É crucial destacar que comportamentos que parecem sugerir superdotação podem, na verdade, ser decorrentes de fatores culturais, educacionais ou até mesmo de traços de personalidade (RINDERMAN et al., 2020). A subjetividade na avaliação comportamental pode levar a diagnósticos equivocados, seja pela superestimação de habilidades cognitivas em indivíduos não superdotados ou pela subestimação em indivíduos com habilidades não facilmente observáveis. Por essa razão, a aplicação de testes padronizados de QI continua sendo o método mais confiável para avaliar a superdotação.
Outra questão importante é a diferença entre escores de QI, como 135 e 145, e o impacto dessas variações no comportamento e nas habilidades cognitivas. Pesquisas sugerem que indivíduos com escores mais altos tendem a apresentar maior capacidade de processamento de informações complexas, maior facilidade em resolver problemas abstratos e uma velocidade superior na aquisição de novos conhecimentos (DEARY et al., 2010). Essas diferenças não são meramente quantitativas, mas refletem variações qualitativas na maneira como esses indivíduos percebem e interagem com o mundo.

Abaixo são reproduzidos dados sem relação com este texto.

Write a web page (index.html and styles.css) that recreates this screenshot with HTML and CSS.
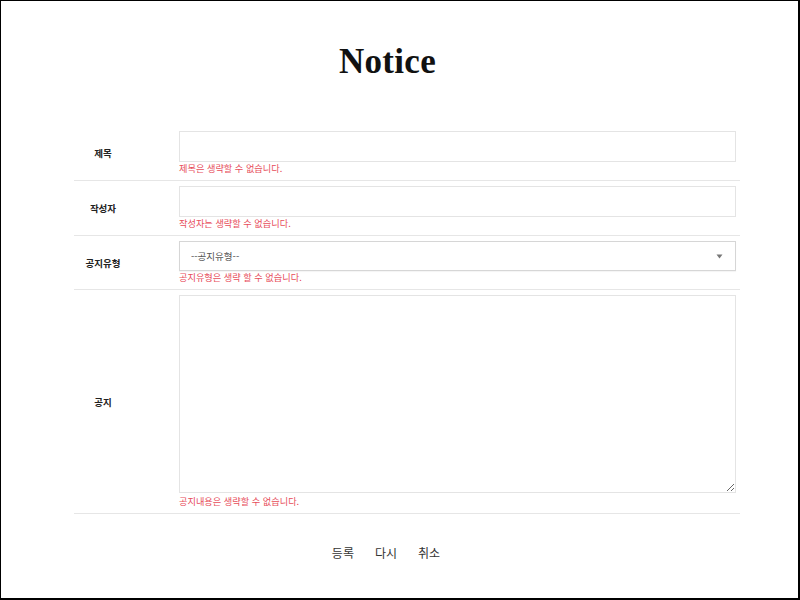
FILE: index.html
```html
<!DOCTYPE html>
<html lang="ko">
<head>
<meta charset="utf-8">
<title>Notice</title>
<link rel="stylesheet" href="styles.css">
</head>
<body>
<div class="frame">
  <h1 class="title">Notice</h1>
  <form class="form">
    <div class="row">
      <label class="label">제목</label>
      <div class="field">
        <input class="input" type="text">
        <p class="error">제목은 생략할 수 없습니다.</p>
      </div>
    </div>
    <div class="row">
      <label class="label">작성자</label>
      <div class="field">
        <input class="input" type="text">
        <p class="error">작성자는 생략할 수 없습니다.</p>
      </div>
    </div>
    <div class="row">
      <label class="label">공지유형</label>
      <div class="field">
        <div class="select-wrap">
          <select class="select"><option>--공지유형--</option></select>
          <svg class="arrow" width="7" height="5" viewBox="0 0 7 5"><path d="M0.5 0.5 H6.5 L3.5 4.5 Z" fill="#777"/></svg>
        </div>
        <p class="error">공지유형은 생략 할 수 없습니다.</p>
      </div>
    </div>
    <div class="row">
      <label class="label">공지</label>
      <div class="field">
        <textarea class="textarea"></textarea>
        <p class="error error-ta">공지내용은 생략할 수 없습니다.</p>
      </div>
    </div>
    <div class="buttons">
      <button type="button" class="btn">등록</button>
      <button type="reset" class="btn">다시</button>
      <button type="button" class="btn">취소</button>
    </div>
  </form>
</div>
</body>
</html>
```
FILE: styles.css
```css
html, body {
  margin: 0;
  padding: 0;
  background: #fff;
}
.frame {
  box-sizing: border-box;
  width: 800px;
  height: 600px;
  border-style: solid;
  border-color: #000;
  border-width: 1px 2px 2px 1px;
  font-family: "Noto Sans CJK KR", "Noto Sans", sans-serif;
  color: #222;
  overflow: hidden;
}
.title {
  margin: 0;
  padding-top: 39px;
  width: 773px;
  text-align: center;
  font-family: "Liberation Serif", "DejaVu Serif", serif;
  font-weight: bold;
  font-size: 35px;
  line-height: 44px;
  color: #111;
  letter-spacing: 0.3px;
}
.form {
  margin: 42px 0 0 73px;
  width: 666px;
}
.row {
  display: grid;
  grid-template-columns: 58px 557px;
  column-gap: 47px;
  align-items: center;
  border-bottom: 1px solid #e6e6e6;
}
.label {
  text-align: center;
  font-size: 9.5px;
  font-weight: bold;
  color: #222;
}
.field {
  padding: 5px 0 5px;
  display: flex;
  flex-direction: column;
}
.input, .select, .textarea {
  box-sizing: border-box;
  width: 557px;
  margin: 0;
  border: 1px solid #e4e4e4;
  background: #fff;
  font-family: "Noto Sans CJK KR", "Noto Sans", sans-serif;
  outline: none;
}
.input {
  height: 31px;
}
.select-wrap {
  position: relative;
}
.select {
  display: block;
  height: 30px;
  appearance: none;
  -webkit-appearance: none;
  border-color: #d6d6d6;
  padding: 0 0 0 11px;
  font-size: 9.5px;
  color: #555;
  box-shadow: 0 1px 1px rgba(0,0,0,0.04);
}
.arrow {
  position: absolute;
  right: 13px;
  top: 13px;
}
.textarea {
  display: block;
  height: 198px;
  resize: both;
}
.error {
  margin: 0;
  font-size: 9.2px;
  line-height: 13px;
  color: #e74c5a;
}
.error-ta {
  margin-top: 2px;
}
.buttons {
  display: flex;
  justify-content: center;
  gap: 21px;
  margin-top: 31px;
  margin-left: -42px;
}
.btn {
  border: none;
  background: none;
  padding: 0;
  font-family: "Noto Sans CJK KR", "Noto Sans", sans-serif;
  font-size: 12px;
  line-height: 16px;
  color: #333;
  cursor: pointer;
}
```
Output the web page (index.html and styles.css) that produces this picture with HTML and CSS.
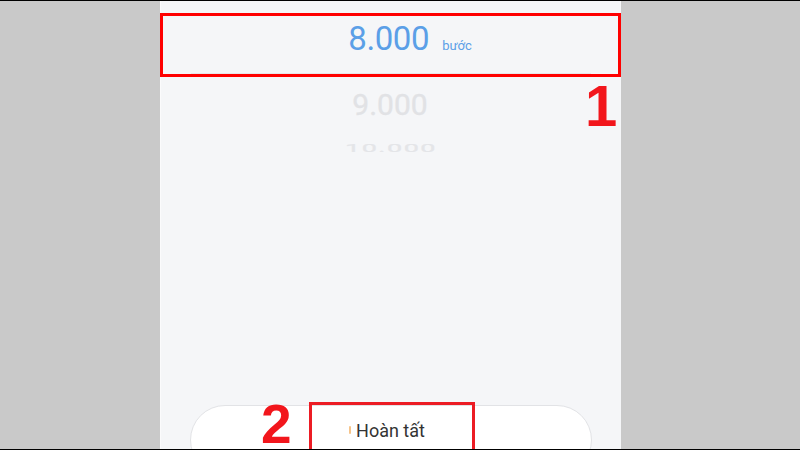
FILE: index.html
```html
<!DOCTYPE html>
<html lang="vi">
<head>
  <meta charset="UTF-8" />
  <meta name="viewport" content="width=device-width, initial-scale=1.0" />
  <title>Mục tiêu bước</title>
  <link rel="stylesheet" href="styles.css">
</head>
<body>

<div class="screen">
  <div class="phone">
    <div class="picker">
      <div class="row current">
        <span class="value">8.000</span>
        <span class="unit">bước</span>
      </div>
      <div class="row next">9.000</div>
      <div class="row far">10.000</div>
    </div>

    <div class="footer">
      <button class="done"><span class="dot"></span>Hoàn tất</button>
    </div>
  </div>

  <div class="mark box-1"></div>
  <div class="mark num-1">1</div>
  <div class="mark box-2"></div>
  <div class="mark num-2">2</div>
</div>

</body>
</html>
```

FILE: styles.css
```css
body {
  margin: 0;
  font-family: Roboto, "Noto Sans", sans-serif;
  background: #000;
}
.screen {
  position: relative;
  width: 800px;
  height: 448px;
  margin-top: 1px;
  background: #c9c9c9;
  overflow: hidden;
}
.phone {
  width: 461px;
  height: 100%;
  margin-left: 160px;
  background: #f5f6f8;
  border-left: 1px solid #fbfbfc;
  box-sizing: border-box;
  display: flex;
  flex-direction: column;
}
.picker {
  flex: 1;
  padding-top: 12px;
}
.row {
  display: flex;
  justify-content: center;
  align-items: baseline;
}
.row.current {
  height: 64px;
  align-items: center;
  position: relative;
  padding-left: 38px;
  padding-bottom: 14px;
  box-sizing: border-box;
}
.row.current::after {
  content: "";
  position: absolute;
  left: 30px;
  right: 30px;
  bottom: 3px;
  height: 1px;
  background: #e6e7ea;
}
.value {
  font-size: 33px;
  letter-spacing: -.4px;
  color: #5b9fe7;
}
.unit {
  font-size: 13px;
  color: #5b9fe7;
  margin-left: 13px;
  margin-top: 14px;
}
.next {
  font-size: 30px;
  color: #e1e2e5;
  margin-top: 10px;
  margin-right: 2px;
  -webkit-text-stroke: .3px #e1e2e5;
}
.far {
  font-size: 27px;
  color: #e4e5e8;
  transform: scaleY(.42);
  letter-spacing: 1.5px;
  margin-top: 10px;
  -webkit-text-stroke: .5px #e4e5e8;
}
.footer {
  padding: 0 29px;
}
.done {
  width: 402px;
  height: 70px;
  margin-bottom: -26px;
  border: 1px solid #e2e3e6;
  border-radius: 35px;
  background: #fff;
  font-family: Roboto, "Noto Sans", sans-serif;
  font-size: 18px;
  color: #333;
  padding: 0 8px 20px 0;
  display: flex;
  justify-content: center;
  align-items: center;
  gap: 5px;
}
.dot {
  width: 2px;
  height: 8px;
  background: #f6c48a;
  border-radius: 1px;
}
.mark {
  position: absolute;
  color: #f2161c;
  font-family: "Liberation Sans", Arial, sans-serif;
  font-weight: 700;
}
.box-1 {
  left: 160px;
  top: 12px;
  width: 455px;
  height: 58px;
  border: 3px solid #ff0000;
}
.num-1 {
  left: 585px;
  top: 76px;
  font-size: 58px;
  line-height: 1;
}
.box-2 {
  left: 309px;
  top: 401px;
  width: 160px;
  height: 50px;
  border: 3px solid #ec1c24;
}
.num-2 {
  left: 261px;
  top: 403px;
  font-size: 55px;
  line-height: 40px;
}
```
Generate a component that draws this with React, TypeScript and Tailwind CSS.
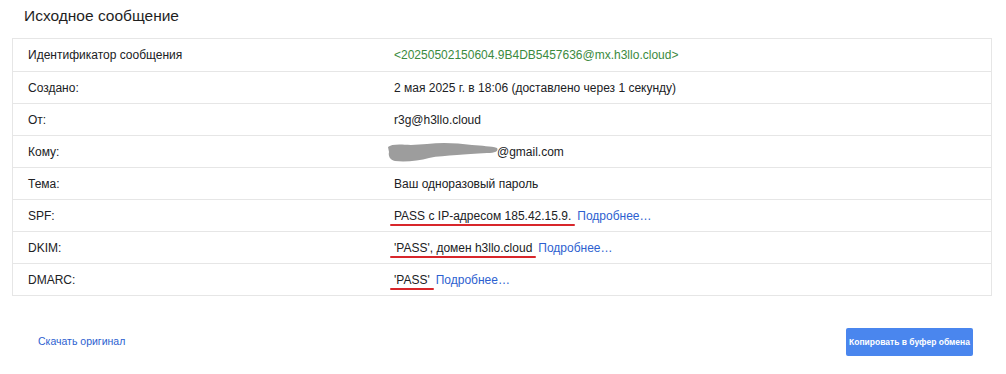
import React from 'react';

const rows: { label: string; value: React.ReactNode }[] = [];

function Mark({ children }: { children: React.ReactNode }) {
  return (
    <span className="relative inline-block">
      {children}
      <span className="absolute -left-[4px] -right-[4px] top-[17px] h-[2px] rounded-full bg-[#d8262b]" />
    </span>
  );
}

function More() {
  return <a className="ml-[6px] text-[#2d5fd0]">Подробнее…</a>;
}

function Redacted() {
  return (
    <svg width="112" height="22" viewBox="0 0 112 22" className="-mr-[2px] inline-block align-[-7px]">
      <path
        d="M1 6 C4 3 12 3 24 4 L40 3 C55 1 70 2 85 4 C95 5 104 5 110 7 C112 10 108 12 100 12 C88 13 78 13 70 14 C60 15 50 15 42 17 C32 20 18 21 8 20 C3 19 1 15 2 11 Z"
        fill="#9d9d9d"
      />
    </svg>
  );
}

rows.push(
  {
    label: 'Идентификатор сообщения',
    value: <span className="text-[#3b8a3e]">&lt;20250502150604.9B4DB5457636@mx.h3llo.cloud&gt;</span>,
  },
  { label: 'Создано:', value: '2 мая 2025 г. в 18:06 (доставлено через 1 секунду)' },
  { label: 'От:', value: 'r3g@h3llo.cloud' },
  {
    label: 'Кому:',
    value: (
      <span className="-ml-[7px]">
        <Redacted />
        @gmail.com
      </span>
    ),
  },
  { label: 'Тема:', value: 'Ваш одноразовый пароль' },
  {
    label: 'SPF:',
    value: (
      <>
        <Mark>PASS с IP-адресом 185.42.15.9.</Mark>
        <More />
      </>
    ),
  },
  {
    label: 'DKIM:',
    value: (
      <>
        <Mark>'PASS', домен h3llo.cloud</Mark>
        <More />
      </>
    ),
  },
  {
    label: 'DMARC:',
    value: (
      <>
        <Mark>'PASS'</Mark>
        <More />
      </>
    ),
  },
);

export default function App() {
  return (
    <div className="h-[374px] w-[1006px] bg-white font-['Liberation_Sans',Arial,sans-serif] text-[#202124]">
      <h1 className="pl-[24px] pt-[6px] text-[15.5px] leading-[20px] text-[#1f1f1f]">Исходное сообщение</h1>

      <div className="ml-[12px] mt-[12px] w-[980px] border border-[#e6e6e6]">
        {rows.map((r, i) => (
          <div
            key={r.label}
            className={`flex h-[32px] items-center text-[12px] ${i > 0 ? 'border-t border-[#e6e6e6]' : ''}`}
          >
            <div className="w-[381px] shrink-0 pl-[15px]">{r.label}</div>
            <div className="flex-1">{r.value}</div>
          </div>
        ))}
      </div>

      <div className="mt-[32px] flex items-center justify-between pl-[38px] pr-[33px]">
        <a className="text-[10.5px] text-[#2d5fd0]">Скачать оригинал</a>
        <button className="flex h-[28px] w-[127px] items-center justify-center whitespace-nowrap rounded-[2px] bg-[#4a86ee] text-[8.5px] font-bold text-white">
          Копировать в буфер обмена
        </button>
      </div>
    </div>
  );
}
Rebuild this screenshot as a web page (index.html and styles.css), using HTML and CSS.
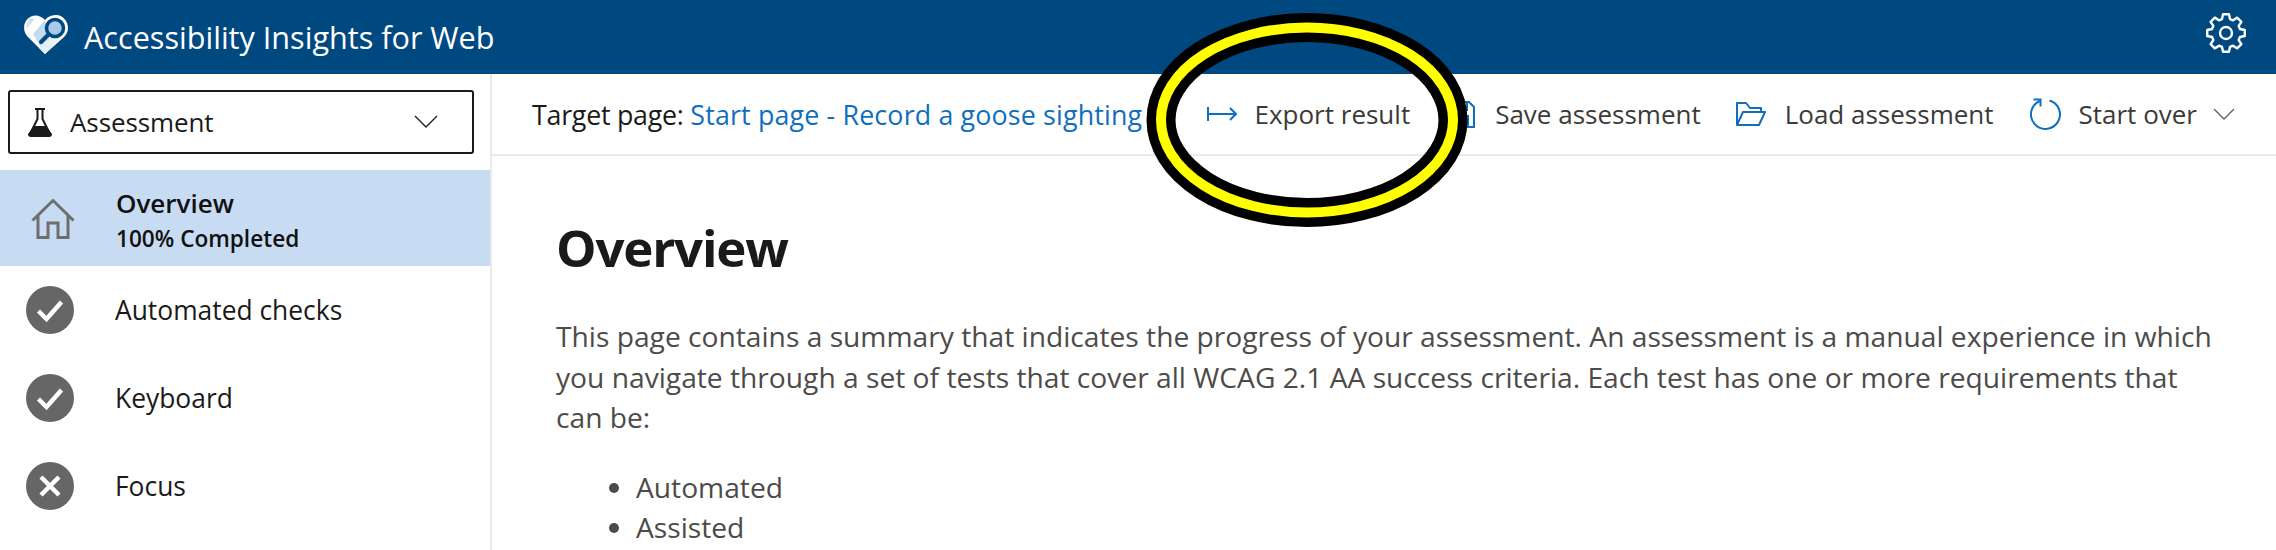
FILE: index.html
```html
<!DOCTYPE html>
<html lang="en">
<head>
<meta charset="utf-8">
<title>Accessibility Insights for Web</title>
<link rel="stylesheet" href="styles.css">
</head>
<body>
<header class="topbar">
  <svg class="logo" viewBox="0 0 44 39"><path d="M21 39 3 21C-2 15-.5 5 7 1.500 12-.5 17 1 21 5c3-4 8-5 12-5 7 1 11 7 11 13 0 4-2 7-4 9z" fill="#fff"/><path d="M21 5 9 19l12 20 6-12-3-8z" fill="#c5dcef"/><path d="M7 3c-3 2-5 6-4 10l8-9z" fill="#cfe0ef"/><path d="M15 33 33 16v10L21 39z" fill="#e6f0f8"/><circle cx="31" cy="13" r="8.500" fill="#a9cbe9" stroke="#004880" stroke-width="3.500"/><path d="M24.500 19.500 17 27" stroke="#004880" stroke-width="4" stroke-linecap="round"/></svg>
  <span class="brand">Accessibility Insights for Web</span>
  <svg class="gear" viewBox="0 0 40 40" fill="none" stroke="#fff" stroke-width="2.400" stroke-linejoin="round"><path d="M16 6.060 17.030 1.230H22.970L24 6.060 27.030 7.320 31.170 4.630 35.370 8.830 32.680 12.970 33.940 16 38.770 17.030V22.970L33.940 24 32.680 27.030 35.370 31.170 31.170 35.370 27.030 32.680 24 33.940 22.970 38.770H17.030L16 33.940 12.970 32.680 8.830 35.370 4.630 31.170 7.320 27.030 6.060 24 1.230 22.970V17.030L6.060 16 7.320 12.970 4.630 8.830 8.830 4.630 12.970 7.320z"/><circle cx="20" cy="20" r="6"/></svg>
</header>
<div class="layout">
  <nav class="sidebar">
    <div class="select">
      <svg class="flask" viewBox="0 0 24 29"><path d="M7 1h10M9.500 1v10L2 26h20L14.500 11V1" fill="none" stroke="#1b1a19" stroke-width="2"/><path d="M6 18h12l6 8q0 3-3 3H3q-3 0-3-3z" fill="#1b1a19"/></svg>
      <span class="select-label">Assessment</span>
      <svg class="select-chev" viewBox="0 0 24 14" fill="none" stroke="#1b1a19" stroke-width="1.300"><path d="M1 1l11 11L23 1"/></svg>
    </div>
    <div class="nav-item nav-active">
      <svg class="home" viewBox="0 0 44 41" fill="none" stroke="#6e6e6e" stroke-width="3"><path d="M1.500 22.500 22 2.500l20.500 20M7 18v21.500h10V25h10v14.500h10V18"/></svg>
      <div class="nav-active-text"><div class="nav-title">Overview</div><div class="nav-sub">100% Completed</div></div>
    </div>
    <div class="nav-list">
      <div class="nav-item">
        <svg class="status" viewBox="0 0 48 48"><circle cx="24" cy="24" r="24" fill="#666"/><path d="M12.500 25l8 8 15-17" fill="none" stroke="#fff" stroke-width="4.500"/></svg>
        <span class="nav-text">Automated checks</span>
      </div>
      <div class="nav-item">
        <svg class="status" viewBox="0 0 48 48"><circle cx="24" cy="24" r="24" fill="#666"/><path d="M12.500 25l8 8 15-17" fill="none" stroke="#fff" stroke-width="4.500"/></svg>
        <span class="nav-text">Keyboard</span>
      </div>
      <div class="nav-item">
        <svg class="status" viewBox="0 0 48 48"><circle cx="24" cy="24" r="24" fill="#666"/><path d="M15 15l18 18M33 15 15 33" fill="none" stroke="#fff" stroke-width="4.500"/></svg>
        <span class="nav-text">Focus</span>
      </div>
    </div>
  </nav>
  <main class="main">
    <div class="commandbar">
      <div class="target">Target page: <a class="target-link">Start page - Record a goose sighting</a></div>
      <div class="actions">
        <div class="action action-export">
          <svg class="export-icon" viewBox="0 0 31 14" fill="none" stroke="#106ebe" stroke-width="2"><path d="M1 0v14M1 7h28M23 1l6 6-6 6"/></svg>
          <span>Export result</span>
        </div>
        <div class="action action-save">
          <svg class="save-icon" viewBox="0 0 26 27" fill="none" stroke="#106ebe" stroke-width="2"><path d="M1 1h19l5 5v20H1zM7 1v8h11V1M7 26V15h12v11"/></svg>
          <span>Save assessment</span>
        </div>
        <div class="action action-load">
          <svg class="load-icon" viewBox="0 0 30 24" fill="none" stroke="#106ebe" stroke-width="2" stroke-linejoin="round"><path d="M1 23V1h9l4 5h11v4M1 23l6-13h22l-6 13z"/></svg>
          <span>Load assessment</span>
        </div>
        <div class="action action-over">
          <svg class="over-icon" viewBox="0 0 32 32" fill="none" stroke="#106ebe" stroke-width="2"><path d="M19.500 2.500A14.500 14.500 0 1 1 10 3"/><path d="M3.500 1.500h7v7"/></svg>
          <span>Start over</span>
          <svg class="over-chev" viewBox="0 0 22 12" fill="none" stroke="#605e5c" stroke-width="1.300"><path d="M1 1l10 10L21 1"/></svg>
        </div>
      </div>
    </div>
    <article class="content">
      <h1 class="title">Overview</h1>
      <p class="intro">This page contains a summary that indicates the progress of your assessment. An assessment is a manual experience in which you navigate through a set of tests that cover all WCAG 2.1 AA success criteria. Each test has one or more requirements that can be:</p>
      <ul class="kinds">
        <li>Automated</li>
        <li>Assisted</li>
      </ul>
    </article>
  </main>
</div>
<svg class="callout" viewBox="0 0 322 214"><ellipse cx="161" cy="107" rx="146" ry="92.500" fill="none" stroke="#000" stroke-width="29"/><ellipse cx="161" cy="107" rx="146" ry="92.500" fill="none" stroke="#ff0" stroke-width="10"/></svg>
</body>
</html>
```
FILE: styles.css
```css
* { box-sizing: border-box; }
html, body { margin: 0; height: 550px; overflow: hidden; }
body { position: relative; background: #fff; font-family: "Open Sans", "Noto Sans", sans-serif; color: #1b1a19; }
.topbar { height: 74px; background: #004880; display: flex; align-items: center; padding: 0 30px 0 24px; color: #fff; }
.logo { width: 44px; height: 39px; margin-top: -5px; }
.brand { margin-left: 16px; font-size: 30.6px; }
.gear { width: 40px; height: 40px; margin-left: auto; margin-top: -8px; }
.layout { display: flex; height: 476px; }
.sidebar { width: 492px; flex: none; border-right: 2px solid #eaeaea; padding-top: 16px; }
.select { width: 466px; height: 64px; margin-left: 8px; border: 2px solid #1b1a19; border-radius: 3px; display: flex; align-items: center; padding: 0 34px 0 18px; }
.flask { width: 24px; height: 29px; }
.select-label { margin-left: 18px; font-size: 26px; letter-spacing: -.1px; }
.select-chev { width: 24px; height: 14px; margin-left: auto; }
.nav-item { display: flex; align-items: center; }
.nav-active { margin-top: 16px; height: 96px; background: #c7dcf2; padding-left: 31px; }
.home { width: 44px; height: 41px; }
.nav-active-text { margin-left: 41px; padding-top: 7px; }
.nav-title { font-size: 26px; font-weight: 600; line-height: 34px; color: #111; }
.nav-sub { font-size: 22.6px; font-weight: 600; line-height: 38px; color: #111; }
.nav-list { display: flex; flex-direction: column; gap: 40px; padding: 20px 0 0 26px; }
.status { width: 48px; height: 48px; flex: none; }
.nav-text { margin-left: 41px; font-size: 26.4px; }
.main { flex: 1; min-width: 0; }
.commandbar { height: 82px; border-bottom: 2px solid #eaeaea; display: flex; align-items: center; padding: 0 41px 0 40px; }
.target { font-size: 26.8px; letter-spacing: -.25px; white-space: nowrap; }
.target-link { color: #106ebe; letter-spacing: .16px; }
.actions { display: flex; margin-left: auto; color: #3b3a39; font-size: 26px; }
.action { display: flex; align-items: center; white-space: nowrap; }
.action-save { margin-left: 39px; }
.action-load { margin-left: 35px; }
.action-over { margin-left: 36px; }
.export-icon { width: 31px; height: 14px; margin-right: 17px; }
.save-icon { width: 26px; height: 27px; margin-right: 20px; }
.load-icon { width: 30px; height: 24px; margin-right: 19px; }
.over-icon { width: 32px; height: 32px; margin-right: 17px; }
.over-chev { width: 22px; height: 12px; margin-left: 16px; }
.content { padding: 59px 55px 0 64px; }
.title { margin: 0; font-size: 51px; line-height: 64px; font-weight: 700; color: #1b1a19; letter-spacing: -1.2px; }
.intro { margin: 37px 0 0; font-size: 28.2px; line-height: 40.6px; color: #4d4b49; }
.kinds { margin: 29px 0 0; padding-left: 80px; font-size: 28.2px; line-height: 40.6px; color: #4d4b49; }
.callout { position: absolute; left: 1146px; top: 13px; width: 322px; height: 214px; }
```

Em suma, embora a teoria das múltiplas inteligências tenha contribuído para uma visão mais ampla das habilidades humanas, evidências científicas indicam que o QI desempenha um papel central como precursor no desenvolvimento dessas habilidades. A definição de superdotação baseada em um critério numérico, como o QI de 130, oferece uma abordagem objetiva e padronizada, fundamental para evitar vieses e garantir o reconhecimento adequado de indivíduos com altas capacidades intelectuais.
Referências
DEARY, I. J.; PENKE, L.; JOHNSON, W. The neuroscience of human intelligence differences. Nature Reviews Neuroscience, v. 11, n. 3, p. 201-211, 2010.
GARDNER, H. Frames of Mind: The Theory of Multiple Intelligences. New York: Basic Books, 1983.
HAIER, R. J.; REX, J. E.; SIEGEL, B. V.; MACLACHLAN, A.; SODERLING, E.; LOTTE, C.; BUCHSBAUM, M. S. Cortical glucose metabolic rate correlates of abstract reasoning and attention studied with positron emission tomography. Intelligence, v. 37, n. 2, p. 136-142, 2009.
JOHNSON, M. H.; JONES, E. J.; GLIGA, T. Brain adaptation and alternative developmental trajectories. Development and Psychopathology, v. 27, n. 2, p. 425-442, 2014.
MACKINTOSH, N. J. IQ and Human Intelligence. 2. ed. Oxford: Oxford University Press, 2011.
RINDERMAN, H.; BECKER, D.; CEBOLLERO, A. Intelligence, personality, and interests: Relationships within and between these domains. Personality and Individual Differences, v. 160, p. 109926, 2020.
WILLINGHAM, D. T. Reframing the mind. Education Next, v. 4, n. 3, p. 19-24, 2004.